## Stated exercise
Copy out each line of the data that holds the word "React".

--- start Provided material ---

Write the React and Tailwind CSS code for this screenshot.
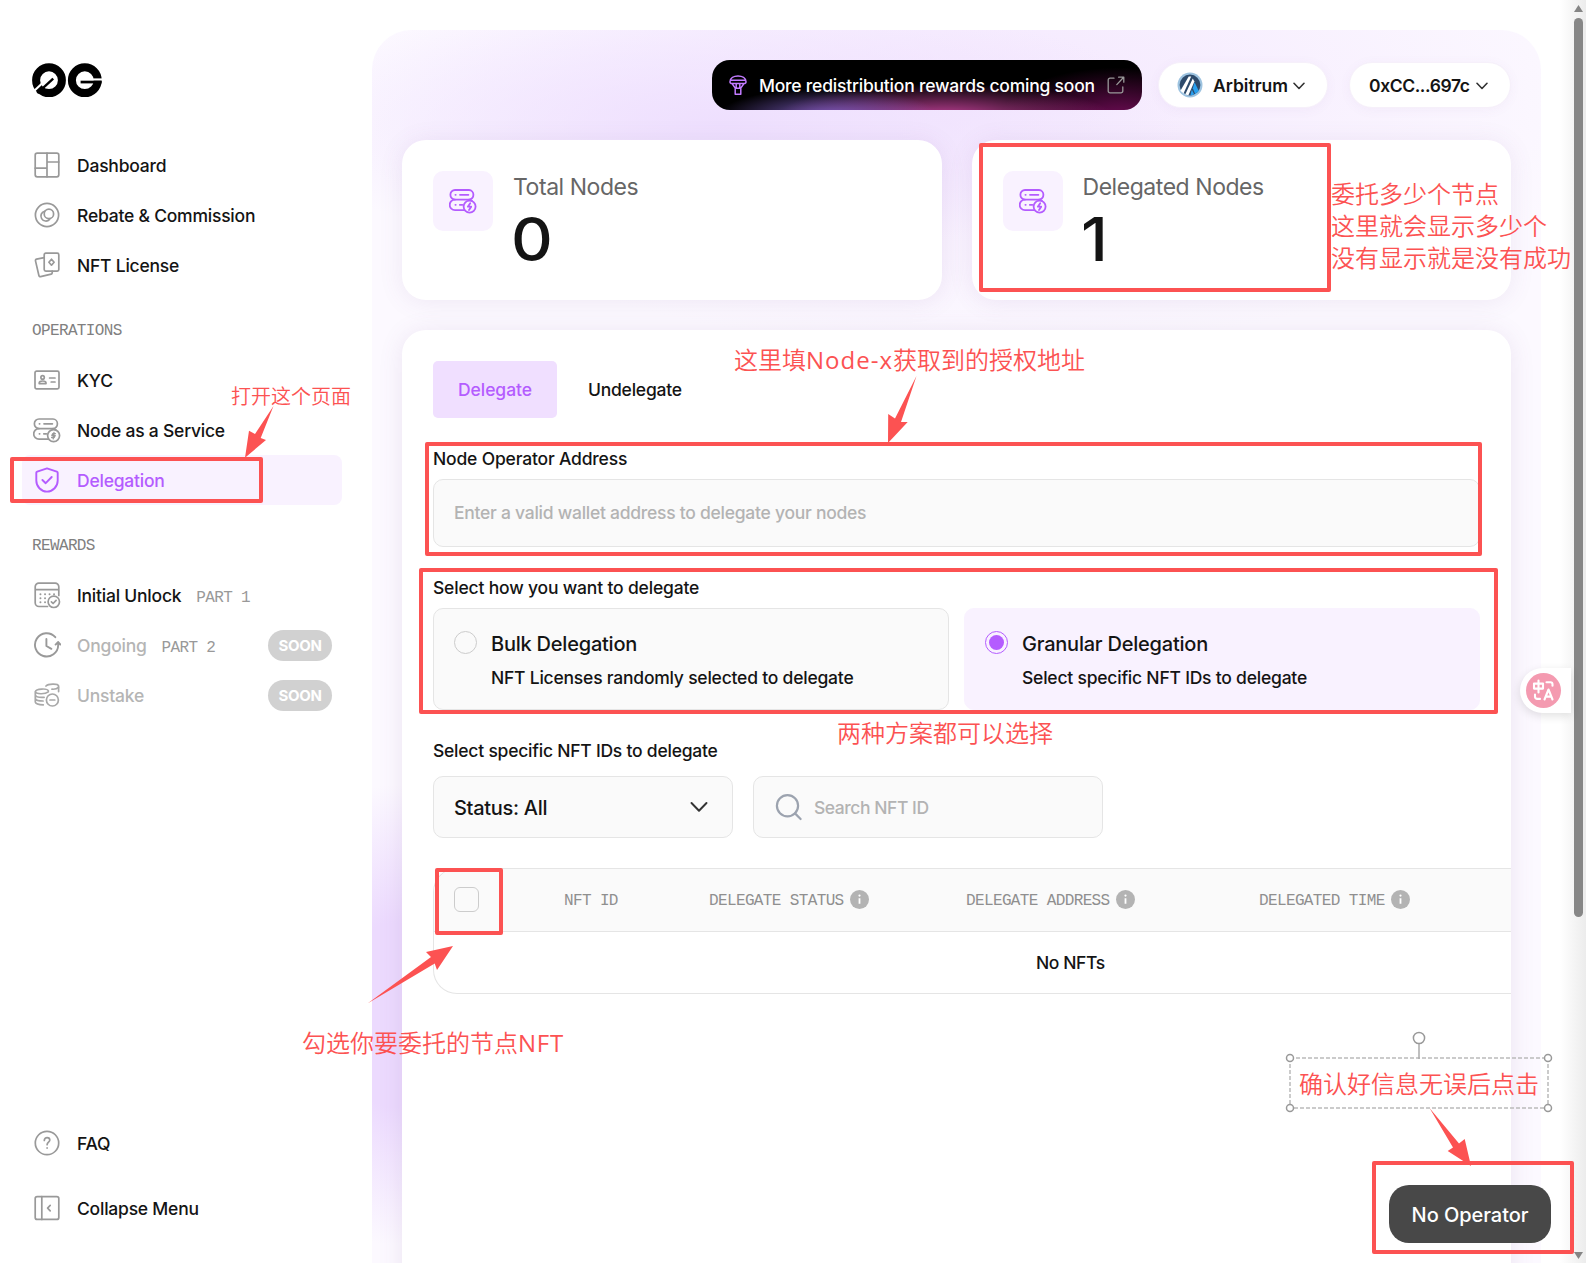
import React from "react";

const sv = { fill: "none", stroke: "currentColor", strokeWidth: 1.7, strokeLinecap: "round", strokeLinejoin: "round" };

function Logo() {
  return (
    <svg width="70" height="35" viewBox="0 0 70 35" className="block">
      <circle cx="17" cy="17.2" r="12.9" fill="none" stroke="#000" strokeWidth="8" />
      <path d="M1 29 10 20.400" stroke="#fff" strokeWidth="2.100" />
      <path d="M5.400 30.200 21.200 15.600" stroke="#000" strokeWidth="2.400" />
      <circle cx="52.8" cy="17.2" r="12.9" fill="none" stroke="#000" strokeWidth="8" />
      <rect x="61" y="15.400" width="9" height="2.300" fill="#fff" />
      <rect x="48.600" y="17.700" width="21" height="2.700" fill="#000" />
    </svg>
  );
}

function DashboardIcon() {
  return (
    <svg width="28" height="28" viewBox="0 0 28 28" {...sv}>
      <rect x="2.2" y="2.2" width="23.6" height="23.6" rx="2" />
      <path d="M14 2.2v23.6M2.2 17.2H14M14 11h11.8" />
    </svg>
  );
}
function RebateIcon() {
  return (
    <svg width="28" height="28" viewBox="0 0 28 28" {...sv}>
      <circle cx="14" cy="14" r="11.6" />
      <circle cx="15.9" cy="12.9" r="4.7" />
      <path d="M11.6 10.2a5 5 0 1 0 5 8.2" />
    </svg>
  );
}
function NftIcon() {
  return (
    <svg width="28" height="28" viewBox="0 0 28 28" {...sv}>
      <rect x="11.2" y="2.2" width="14.6" height="18" rx="1.6" />
      <path d="M11.2 6.6 3.6 8.2a1.4 1.4 0 0 0-1.1 1.7l3.4 14.6a1.4 1.4 0 0 0 1.7 1.1l10.6-2.5a1.3 1.3 0 0 0 1-1.3v-1.6" />
      <path d="M18.5 8.2l2.6 3-2.6 3-2.6-3z" />
    </svg>
  );
}
function KycIcon() {
  return (
    <svg width="28" height="28" viewBox="0 0 28 28" {...sv}>
      <rect x="2" y="5.2" width="24" height="17.6" rx="1.6" />
      <circle cx="9.6" cy="11.4" r="1.7" />
      <path d="M6.2 17.6v-.6c0-1.2 1.2-2 3.4-2s3.4.8 3.4 2v.6zM16.6 12h5.4M18.2 16h3.8" />
    </svg>
  );
}
function NodesIcon({ size = 28, bolt = false, w = 1.7 }) {
  return (
    <svg width={size} height={size} viewBox="0 0 28 28" {...sv} strokeWidth={w}>
      <path d="M6 12.6h14a4.6 4.6 0 0 0 4.4-4.8A4.7 4.7 0 0 0 20 3H6a4.7 4.7 0 0 0-4.6 4.8A4.6 4.6 0 0 0 6 12.6z" />
      <path d="M6 12.6a5.3 5.3 0 0 0 0 10.6h9.2M20 12.6c1.2.2 2 .5 2.8 1.2" />
      <path d="M6.4 7.8h.3M11 7.8h8.4M6.4 17.8h.3M10.8 17.8h2.6" />
      <circle cx="20.6" cy="19.6" r="6" />
      {bolt ? <path d="M21.2 16.2l-2.4 3.5h3.4l-2.2 3.4" /> : <path d="M22.4 17.6h-2.6l-1 1.9h3.4l-1 2h-2.6M21 16.4l-.8 6.4" strokeWidth="1.3" />}
    </svg>
  );
}
function ShieldIcon() {
  return (
    <svg width="28" height="28" viewBox="0 0 28 28" {...sv} strokeWidth="1.9">
      <path d="M14 2.4 23.8 5.6c.6.2.9.6.9 1.2v7.6c0 6-4.7 11.2-10.7 11.2S3.3 20.4 3.3 14.4V6.8c0-.6.3-1 .9-1.2z" />
      <path d="M9.4 14l3.3 3.2 6-6.2" />
    </svg>
  );
}
function CalendarIcon() {
  return (
    <svg width="28" height="28" viewBox="0 0 28 28" {...sv}>
      <path d="M14.5 25.500H6a3.800 3.800 0 0 1-3.800-3.800V5.800A3.600 3.600 0 0 1 6 2.200h16a3.600 3.600 0 0 1 3.800 3.600v8.600M2.200 8.600h23.600" />
      <path d="M7.400 13.300h.1M12 13.300h.1M16.500 13.300h.1M21 13.300h.1M7.400 17.300h.1M12 17.300h.1M7.400 21.300h.1M12 21.300h.1" strokeWidth="1.900" />
      <circle cx="20.800" cy="20.800" r="5.700" />
      <path d="M18.400 20.900l1.700 1.600 3-3.100" />
    </svg>
  );
}
function OngoingIcon() {
  return (
    <svg width="28" height="28" viewBox="0 0 28 28" {...sv} stroke="#999" strokeWidth="1.9">
      <path d="M22.300 6.200A11.600 11.600 0 1 0 25.200 14v-2.400M22.600 13.600l2.600-2.600 2.200 2.600" />
      <path d="M13.400 8v7l5 2.800" />
    </svg>
  );
}
function UnstakeIcon() {
  return (
    <svg width="28" height="28" viewBox="0 0 28 28" {...sv}>
      <path d="M13 5c2-2.200 12-2.600 12.600 0v5.600" />
      <path d="M2.300 10.600C3 7.600 14.500 7 15.400 10M2.300 10.600c.6 2.600 9.600 3 13 .2M19 8.200c3 .2 5.400-.6 6.400-1.800M2.300 10.600V21c.4 1.800 3.600 2.800 8 2.800M2.500 14.200c.5 1.500 4 2.400 8.600 2.100M2.500 17.700c.5 1.500 3.600 2.300 7.600 2.300" />
      <circle cx="19.400" cy="19" r="6" />
      <path d="M17 19h4.800" />
    </svg>
  );
}
function FaqIcon() {
  return (
    <svg width="28" height="28" viewBox="0 0 28 28" {...sv}>
      <circle cx="14" cy="14" r="11.700" />
      <path d="M11.300 11.400c0-1.700 1.200-2.800 2.800-2.800s2.700 1 2.700 2.500c0 2-2.700 2.200-2.700 4.600M14.100 18.900v.2" />
    </svg>
  );
}
function CollapseIcon() {
  return (
    <svg width="28" height="28" viewBox="0 0 28 28" {...sv}>
      <rect x="2.200" y="2.600" width="23.600" height="22.800" rx="2" />
      <path d="M8.800 2.600v22.800M17.200 11.400l-2.600 2.700 2.600 2.700" />
    </svg>
  );
}
function Chevron({ w = 12, h = 8, sw = 1.6 }) {
  return (
    <svg width={w} height={h} viewBox="0 0 12 8" fill="none" stroke="#333" strokeWidth={sw} strokeLinecap="round" strokeLinejoin="round" className="block shrink-0">
      <path d="M1 1.300 6 6.500 11 1.300" />
    </svg>
  );
}
function BalloonIcon() {
  return (
    <svg width="20" height="22" viewBox="0 0 20 22" fill="none" stroke="#c27bff" strokeWidth="1.500" strokeLinejoin="round" strokeLinecap="round" className="block shrink-0">
      <path d="M2 7.800C2.200 4 5.800 2 10 2s7.800 2 8 5.800c.1 1.300-1 1.800-2 1.800H4c-1 0-2.100-.5-2-1.800zM2.600 6.200h14.800M4 9.600l3.400 4.600M16 9.600l-3.400 4.600M8.200 9.600v4.600M11.800 9.600v4.600M7.200 14.200h5.600v6H7.200z" />
    </svg>
  );
}
function ExternalIcon() {
  return (
    <svg width="18" height="18" viewBox="0 0 18 18" fill="none" stroke="#999" strokeWidth="1.300" strokeLinecap="round" strokeLinejoin="round" className="block shrink-0">
      <path d="M7 2.200H3A1.800 1.800 0 0 0 1.200 4v11A1.800 1.800 0 0 0 3 16.800h11a1.800 1.800 0 0 0 1.800-1.800v-4M11.600 1.200h5.200v5M16.400 1.500 9.800 8.600" />
    </svg>
  );
}
function ArbitrumIcon() {
  return (
    <svg width="26" height="26" viewBox="0 0 26 26" className="block shrink-0">
      <circle cx="13" cy="13" r="12.500" fill="#9dc3e0" />
      <circle cx="13" cy="13" r="10.400" fill="#2d4a6b" />
      <path d="M11.700 4.500h2.500L6.500 21.400 3.400 18.800z" fill="#fff" />
      <path d="M15.800 6.400l1.600 3.200L11.400 23.200l-3.200-.8z" fill="#fff" />
      <path d="M17.600 10.200l4.200 8.700-3.600 3.100-2.400-5.800z" fill="#28a0f0" />
      <path d="M14.800 17.500l2.400 5-3.800.9z" fill="#28a0f0" />
    </svg>
  );
}

function NavItem({ icon, label, part, soon, active, muted }) {
  const tone = active ? "text-[#b45cff]" : muted ? "text-[#b5b5b5]" : "text-[#141414]";
  return (
    <div className={"flex h-[50px] w-80 items-center rounded-lg pl-[11px] pr-2.5 " + (active ? "bg-[#f9f2ff]" : "")}>
      <span className={"w-7 " + (active ? "text-[#b45cff]" : muted ? "text-[#a8a8a8]" : "text-[#999]")}>{icon}</span>
      <span className={"ml-4 whitespace-nowrap pt-0.5 text-[17.5px] font-medium tracking-[-0.22px] " + tone}>{label}</span>
      {part && <span className="ml-[15px] whitespace-pre pt-[5px] font-['Liberation_Mono'] text-[16px] tracking-[-0.65px] text-[#999]">{part}</span>}
      {soon && <span className="ml-auto flex h-[31px] w-16 items-center justify-center rounded-full bg-[#d1d1d1] pt-0.5 text-[15px] font-bold tracking-[-0.3px] text-white">SOON</span>}
    </div>
  );
}

function GroupLabel({ children }) {
  return <div className="h-[65px] pl-2.5 pt-[30px] font-['Liberation_Mono'] text-[16px] leading-[22px] tracking-[-0.63px] text-[#808080]">{children}</div>;
}

function Sidebar() {
  return (
    <aside className="flex w-[372px] shrink-0 flex-col pl-[22px] pt-[63px]">
      <div className="h-[77px] pl-2.5"><Logo /></div>
      <NavItem icon={<DashboardIcon />} label="Dashboard" />
      <NavItem icon={<RebateIcon />} label="Rebate & Commission" />
      <NavItem icon={<NftIcon />} label="NFT License" />
      <GroupLabel>OPERATIONS</GroupLabel>
      <NavItem icon={<KycIcon />} label="KYC" />
      <NavItem icon={<NodesIcon />} label="Node as a Service" />
      <NavItem icon={<ShieldIcon />} label="Delegation" active />
      <GroupLabel>REWARDS</GroupLabel>
      <NavItem icon={<CalendarIcon />} label="Initial Unlock" part="PART 1" />
      <NavItem icon={<OngoingIcon />} label="Ongoing" part="PART 2" soon muted />
      <NavItem icon={<UnstakeIcon />} label="Unstake" soon muted />
      <div className="mb-[30px] mt-auto flex flex-col gap-[15px]">
        <NavItem icon={<FaqIcon />} label="FAQ" />
        <NavItem icon={<CollapseIcon />} label="Collapse Menu" />
      </div>
    </aside>
  );
}

function TopBar() {
  return (
    <div className="flex h-[50px] items-center">
      <div className="ml-auto flex h-[50px] w-[430px] items-center rounded-[18px] bg-black bg-[radial-gradient(ellipse_110px_28px_at_27%_112%,#8f6be0cc,transparent),radial-gradient(ellipse_170px_34px_at_54%_115%,#e04bb0dd,transparent),radial-gradient(ellipse_120px_50px_at_95%_115%,#8a0f6acc,transparent)] pl-4">
        <BalloonIcon />
        <span className="ml-[11px] w-[337px] whitespace-nowrap pt-0.5 text-[17.5px] font-medium tracking-[-0.21px] text-white">More redistribution rewards coming soon</span>
        <span className="ml-[11px]"><ExternalIcon /></span>
      </div>
      <div className="ml-4 flex h-[46px] w-[170px] items-center rounded-full border border-[#f6f0fa] bg-white pl-[18px] shadow-[0_2px_12px_rgba(120,80,150,0.05)]">
        <ArbitrumIcon />
        <span className="ml-2.5 w-[76px] whitespace-nowrap pt-0.5 text-[17.5px] font-semibold text-[#141414]">Arbitrum</span>
        <span className="ml-1 pt-0.5"><Chevron /></span>
      </div>
      <div className="ml-[21px] flex h-[46px] w-[162px] items-center rounded-full border border-[#f6f0fa] bg-white pl-[19px] shadow-[0_2px_12px_rgba(120,80,150,0.05)]">
        <span className="w-[102px] whitespace-nowrap pt-0.5 text-[17.5px] font-semibold tracking-[-0.4px] text-[#141414]">0xCC...697c</span>
        <span className="ml-[5px] pt-0.5"><Chevron /></span>
      </div>
    </div>
  );
}

function StatCard({ label, value }) {
  return (
    <div className="flex h-40 flex-1 rounded-3xl bg-white pl-[31px] pt-[31px] shadow-[0_2px_24px_rgba(120,80,150,0.10)]">
      <div className="flex size-[60px] items-center justify-center rounded-[10px] bg-[#f9f2ff] text-[#b45cff]">
        <NodesIcon size={28} bolt w={1.8} />
      </div>
      <div className="ml-5">
        <div className="h-8 whitespace-nowrap text-[23px] leading-8 tracking-[-0.45px] text-[#666]">{label}</div>
        <div className="-ml-0.5 origin-left scale-x-108 text-[60px] font-medium leading-[72px] text-[#141414]">{value}</div>
      </div>
    </div>
  );
}

function Option({ title, text, checked }) {
  return (
    <div className={"flex h-[102px] flex-1 rounded-[10px] border pl-5 " + (checked ? "border-[#f9f2ff] bg-[#f9f2ff]" : "border-[#e5e5e5] bg-[#fafafa]")}>
      <div className={"mt-[22px] flex size-[23px] items-center justify-center rounded-full border " + (checked ? "border-[#b45cff]" : "border-[#ccc]")}>
        {checked && <div className="size-[15px] rounded-full bg-[#b45cff]" />}
      </div>
      <div className="ml-3.5 pt-5 text-[#141414]">
        <div className="h-[30px] whitespace-nowrap text-[20px] font-medium leading-[30px] tracking-[-0.22px]">{title}</div>
        <div className="mt-[7px] whitespace-nowrap text-[17.5px] font-medium leading-6 tracking-[-0.22px]">{text}</div>
      </div>
    </div>
  );
}

function Info() {
  return (
    <svg width="19" height="19" viewBox="0 0 19 19" className="block">
      <circle cx="9.500" cy="9.500" r="9.500" fill="#b3b3b3" />
      <path d="M9.500 8.200v5.600" stroke="#fff" strokeWidth="1.800" />
      <circle cx="9.500" cy="5.600" r="1.100" fill="#fff" />
    </svg>
  );
}

function Column({ label, width }) {
  return (
    <div className={"flex shrink-0 items-center gap-1.5 whitespace-pre " + width}>
      <span className="pt-0.5">{label}</span>
      {label !== "NFT ID" && <Info />}
    </div>
  );
}

function DelegateCard() {
  const label = "whitespace-nowrap text-[17.5px] font-medium leading-6 tracking-[-0.18px] text-[#141414]";
  return (
    <div className="mt-[30px] h-[960px] overflow-hidden rounded-t-3xl bg-white pl-[31px] pt-[31px] shadow-[0_2px_24px_rgba(120,80,150,0.12)]">
      <div className="flex h-[57px] items-center text-[17.5px] font-medium tracking-[-0.05px]">
        <div className="flex h-full w-[124px] items-center justify-center rounded-[5px] bg-[#f0dfff] pt-0.5 text-[#b45cff]">Delegate</div>
        <div className="ml-[31px] pt-0.5 tracking-[-0.23px] text-[#141414]">Undelegate</div>
      </div>
      <div className={"mt-[29px] " + label}>Node Operator Address</div>
      <div className="mr-[31px] mt-2 flex h-[68px] items-center rounded-[10px] border border-[#e5e5e5] bg-[#fafafa] pl-5 text-[17.5px] font-medium tracking-[-0.26px] text-[#b3b3b3]">Enter a valid wallet address to delegate your nodes</div>
      <div className={"mt-[29px] " + label}>Select how you want to delegate</div>
      <div className="mr-[31px] mt-2 flex gap-[15px]">
        <Option title="Bulk Delegation" text="NFT Licenses randomly selected to delegate" />
        <Option title="Granular Delegation" text="Select specific NFT IDs to delegate" checked />
      </div>
      <div className="mt-[29px] whitespace-nowrap text-[17.5px] font-medium leading-6 tracking-[-0.23px] text-[#141414]">Select specific NFT IDs to delegate</div>
      <div className="mt-[13px] flex gap-5">
        <div className="flex h-[62px] w-[300px] items-center justify-between rounded-[10px] border border-[#e5e5e5] bg-[#fafafa] pl-5 pr-6 text-[20px] font-medium tracking-[-0.3px] text-[#141414]">
          <span className="pt-0.5">Status: All</span>
          <Chevron w={18} h={12} sw={1.3} />
        </div>
        <div className="flex h-[62px] w-[350px] items-center rounded-[10px] border border-[#e5e5e5] bg-[#fafafa] pl-[21px] text-[17.5px] font-medium tracking-[-0.45px] text-[#b3b3b3]">
          <svg width="28" height="28" viewBox="0 0 28 28" fill="none" stroke="#9ca3af" strokeWidth="2.200" strokeLinecap="round" className="mr-[11px]">
            <circle cx="12.500" cy="12.800" r="10.600" />
            <path d="M20 20.400l5.600 5.600" />
          </svg>
          <span className="pt-0.5">Search NFT ID</span>
        </div>
      </div>
      <div className="mt-[30px] h-[126px] overflow-hidden rounded-l-3xl border-y border-l border-[#e5e5e5]">
        <div className="flex h-[63px] items-center border-b border-[#e5e5e5] bg-[#fafafa] pl-5 font-['Liberation_Mono'] text-[16px] tracking-[-0.63px] text-[#8f8f8f]">
          <div className="mb-0.5 size-[25px] rounded-md border border-[#ccc]" />
          <div className="flex pb-px pl-[85px]">
            <Column label="NFT ID" width="w-[145px]" />
            <Column label="DELEGATE STATUS" width="w-[257px]" />
            <Column label="DELEGATE ADDRESS" width="w-[293px]" />
            <Column label="DELEGATED TIME" width="w-[250px]" />
          </div>
        </div>
        <div className="flex h-[61px] items-center pl-[602px] pt-0.5 text-[17.5px] font-medium tracking-[-0.4px] text-[#141414]">No NFTs</div>
      </div>
    </div>
  );
}

const note = "absolute whitespace-nowrap font-['Noto_Sans_CJK_SC',sans-serif] font-[350] text-[#fc5252]";
const box = "absolute rounded-[2px] border-4 border-[#fc5252]";

function Annotations() {
  return (
    <div className="pointer-events-none absolute inset-0">
      <div className={box + " left-[10px] top-[457px] h-[46px] w-[253px]"} />
      <div className={box + " left-[979px] top-[143px] h-[149px] w-[352px]"} />
      <div className={box + " left-[425px] top-[442px] h-[114px] w-[1057px]"} />
      <div className={box + " left-[419px] top-[568px] h-[146px] w-[1079px]"} />
      <div className={box + " left-[435px] top-[868px] h-[67px] w-[68px]"} />
      <div className={box + " left-[1372px] top-[1161px] h-[93px] w-[202px]"} />
      <div className={note + " left-[231px] top-[382px] text-[20px] leading-7"}>打开这个页面</div>
      <div className={note + " left-[1331px] top-[177px] text-[24px] leading-8"}>委托多少个节点<br />这里就会显示多少个<br />没有显示就是没有成功</div>
      <div className={note + " left-[734px] top-[343px] text-[24px] leading-8"}>这里填<span className="font-['Open_Sans'] font-normal tracking-[1px]">Node-x</span>获取到的授权地址</div>
      <div className={note + " left-[837px] top-[716px] text-[24px] leading-8"}>两种方案都可以选择</div>
      <div className={note + " left-[302px] top-[1026px] text-[24px] leading-8"}>勾选你要委托的节点<span className="font-['Open_Sans'] font-normal tracking-[0.8px]">NFT</span></div>
      <div className={note + " left-[1299px] top-[1067px] text-[24px] leading-8"}>确认好信息无误后点击</div>
      <svg width="1586" height="1263" viewBox="0 0 1586 1263" className="absolute left-0 top-0">
        <g fill="#fc5252">
          <path d="M273.500 406 255 434l-6-3.300-4 27L266 440l-5.300-2z" />
          <path d="M916.500 376 895 418.500l-6.800-4.500-.2 29 19.700-21-6.700 0z" />
          <path d="M367.500 1003.500 431 957l-5-5 27-6-16 24-2.300-6.500z" />
          <path d="M1429.500 1108 1459 1143.500l5.700-4.500 6.300 27-23.300-15 5.300-3.500z" />
        </g>
        <g fill="none" stroke="#999" strokeWidth="1.500">
          <rect x="1290" y="1058" width="258" height="50" stroke="#bbb" strokeDasharray="4 2" />
          <path d="M1419 1044v15" stroke="#aaa" />
          <g fill="#fff">
            <circle cx="1419" cy="1038" r="5.600" />
            <circle cx="1290" cy="1058" r="3.500" />
            <circle cx="1548" cy="1058" r="3.500" />
            <circle cx="1290" cy="1108" r="3.500" />
            <circle cx="1548" cy="1108" r="3.500" />
          </g>
        </g>
      </svg>
    </div>
  );
}

function TranslateWidget() {
  return (
    <div className="absolute left-[1520px] top-[668px] flex h-[45px] w-[51px] items-center rounded-l-full bg-white pl-1.5 shadow-[0_3px_10px_rgba(0,0,0,0.12)]">
      <div className="flex size-[35px] items-center justify-center rounded-full bg-[#f49ab0]">
        <svg width="23" height="23" viewBox="0 0 23 23" fill="none" stroke="#fff" strokeWidth="2.100" strokeLinecap="round" strokeLinejoin="round">
          <path d="M2 4.600h9v5H2zM6.500 1.500v12M14.500 3.300h4a2 2 0 0 1 2 2v1.500M3 15.500v2.200a2.200 2.200 0 0 0 2.200 2.200H8M12.500 20.500 16.500 10.500l4 10M13.800 17.600h5.400" />
        </svg>
      </div>
    </div>
  );
}

export default function App() {
  return (
    <div className="relative flex h-[1263px] w-[1586px] overflow-hidden bg-white font-[Inter,sans-serif]">
      <Sidebar />
      <main className="mt-[30px] w-[1169px] shrink-0 overflow-hidden rounded-t-[40px] bg-[#fcf9ff] bg-[radial-gradient(ellipse_460px_130px_at_30%_95px,#eedffe,transparent),radial-gradient(ellipse_640px_260px_at_52%_60px,#f4e8fe,transparent),radial-gradient(ellipse_130px_230px_at_20px_985px,#ecdafe_40%,transparent)] px-[30px] pt-[30px]">
        <TopBar />
        <div className="mt-[30px] flex gap-[30px]">
          <StatCard label="Total Nodes" value="0" />
          <StatCard label="Delegated Nodes" value="1" />
        </div>
        <DelegateCard />
      </main>
      <div className="ml-auto flex w-[26px] flex-col items-end bg-gradient-to-r from-white to-[#ececec] pr-[3px] pt-[5px]">
        <svg width="9" height="7" viewBox="0 0 9 7" className="block"><path d="M4.500 0 9 7H0z" fill="#858585" /></svg>
        <div className="mt-1.5 h-[899px] w-[9px] rounded-full bg-[#878787]" />
        <svg width="9" height="7" viewBox="0 0 9 7" className="mb-[4px] mt-auto block"><path d="M4.500 7 9 0H0z" fill="#858585" /></svg>
      </div>
      <button className="absolute left-[1389px] top-[1185px] flex h-[58px] w-[162px] items-center justify-center rounded-[20px] bg-[#484848] pt-0.5 text-[20px] font-medium tracking-[-0.05px] text-white">No Operator</button>
      <TranslateWidget />
      <Annotations />
    </div>
  );
}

--- end Provided material ---

## Final answer
Write the React and Tailwind CSS code for this screenshot.
import React from "react";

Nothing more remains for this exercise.